I suppose $\Gamma''$ might have torsion, so replace "finite model" by "proper, cocompact action on a contractible CW-complex". Since $\Gamma$ itself is torsion-free, you get the same conclusion.
How do you conclude that $\Gamma''$ splits into irreducible factors ?
@StefanWitzel indeed I claimed that the projection $\Gamma_i$ of $G_i$ is torsion-free, but this is not true. To give an example, choose two irreducible lattices $\Lambda_i$, $i=1,2$, with nontrivial homomorphisms $\pi_i:\Lambda_i\to C_2$, with $\Lambda_1$, $\mathrm{Ker}(\pi_2)$ torsion-free, but $\Lambda_2$ not torsion-free. It's easy to find such examples, e.g., as finite index subgroups of $\mathrm{PSL}_k(\mathbf{Z})$ for any $k\ge 2$. Choose $\Gamma={(x,y)\in\Lambda_1\times\Lambda_2:\pi_1(x)=\pi_2(y)}$. Then it's torsion-free, but $\Gamma_2=\Lambda_2$ is not torsion-free.
Because the torsion-free setting is unpleasantly unstable, I think the right statement to prove would be: Let $G$ be a semisimple Lie group with finite center, let $K$ be a maximal compact subgroup and $X=G/K$ (for every $G$-invariant Riemannian metric this is a symmetric space of non-compact type). Let $\Gamma$ be a lattice in $G$. Then there exists a $\Gamma$-invariant $\dim(X)$-dimensional submanifold "with corners" of $X$ on which $\Gamma$ acts cocompactly.
@H1ghfiv3: my understanding was that $\Gamma''$ is the product of projections of $\Gamma$ to the $G_i$s. So it splits by definition.
@YCor: Yes, or using Raghunathan's approach one can use Morse-theory to produce a CW-complex along the way. In any case I think proper cocompact actions are what one wants and if the group happens to be torsion-free then it has a finite model. Thanks for the explicit example!
I apologise for being so inquisitive, but why is the projection again an irreducible lattice ? It is clear to me that the intersection with each factor is one, but the intersection and the projection need not agree, as already visible in YCor's example.
Incidentally, it is an open problem that if G is a torsion free group whose finite index subgroup H admits a finite K(H,1) then there exists a finite K(G,1).
@MoisheKohan Yes that was also mentioned by the OP elsewhere in a comment. But of course you wouldn't be expected to read all the comments on this post :).
In fact, more is true and you do not need separate arguments for rank 1 and higher rank.
The following is Theorem 13.1(i) in the book of Ballmann, Gromov and Schroeder "Manifolds of nonpositive curvature":
Suppose that $(M,g)$ is a complete real-analytic Riemannian manifold of nonpositive curvature and finite volume. Then $M$ is tame: It is diffeomorphic to the interior of a compact manifold with boundary $M'$.
Moreover, the proof shows that $M'$ can be realized as a submanifold (with boundary) of $M$.

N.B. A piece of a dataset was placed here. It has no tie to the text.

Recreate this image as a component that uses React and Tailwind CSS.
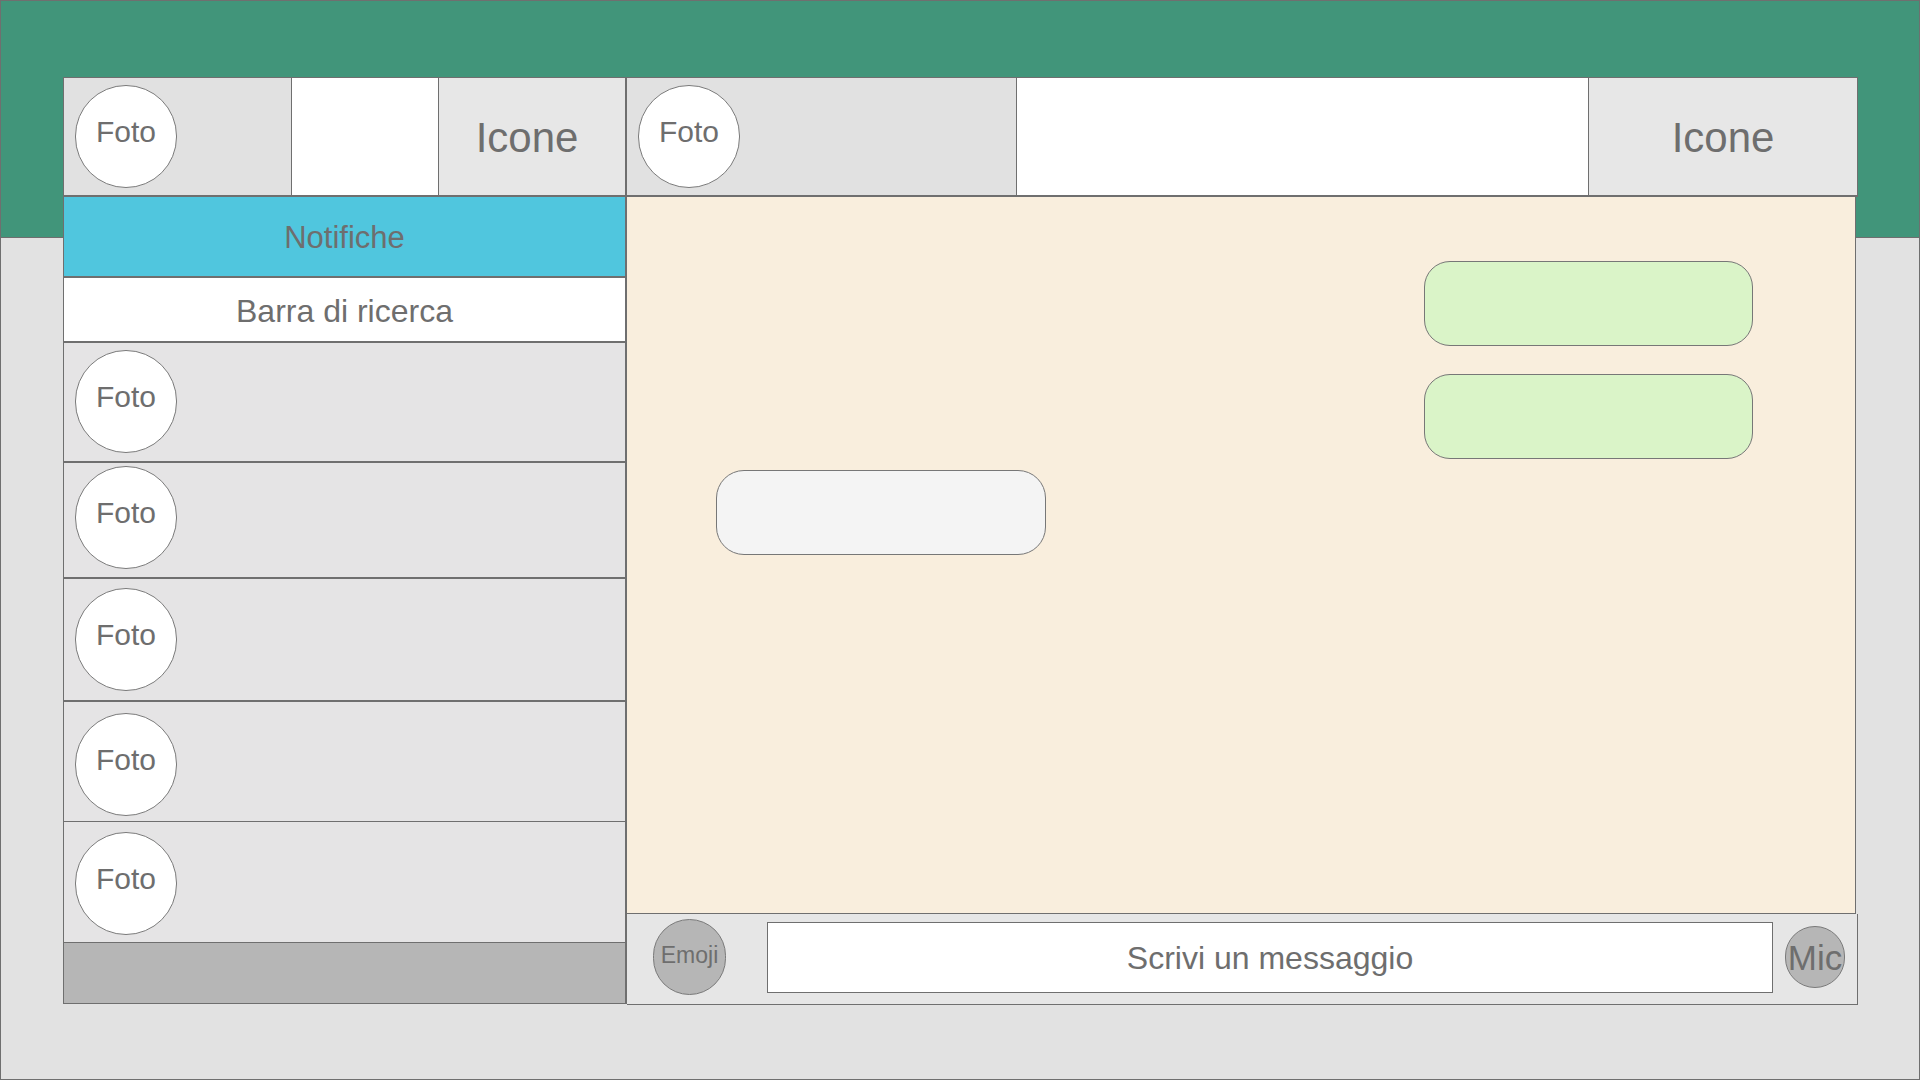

Applying this to the locally-symmetric space $(M,g)=X/\Gamma$, where $\Gamma$ is a torsion-free lattice in the isometry group of a nonpositively curved symmetric space $X$, after triangulating $M'$, we obtain a finite model for $\Gamma$.
Just one question: Do they also show that locally symmetric spaces of non-positive curvature are analytic ?
@H1ghfiv3 I think this will come from the fact that your groups are real points of algebraic groups.
@MoisheKohan Neat! You don't happen to know of any generalization to other lattices in locally compact CAT(0)-groups (like algebraic groups over local fields)? I'm asking because in certain cases there is an answer similar to the one I sketched, but it uses heavy machinery (reduction theory) and it is an open problem to understand how much of that one could do purely geometrically.
@H1ghfiv3 There are many arguments, for instance, use an equivariant isometric embedding in the symmetric space of $SL(n, R)$, which would have to be real analytic. Or use the fact that the metric on the symmetric space is obtained by applying action of it's isometry group (which is real analytic) to a K- invariant metric on the tangent soace at the point corresponding to K in G/K.
@StefanWitzel That I do not know, Gromov's argument is differential-geometric.
Do you know if there's a statement covering both results? Namely in the same setting but applying to possibly non-torsion-free lattices?
@YCor No, I do not. One can go through Gromov's argument and check if it can be modified to deal with orbifolds. My guess is that it works. Gelander, I think, would be the person to ask since he improved Gromov's proof.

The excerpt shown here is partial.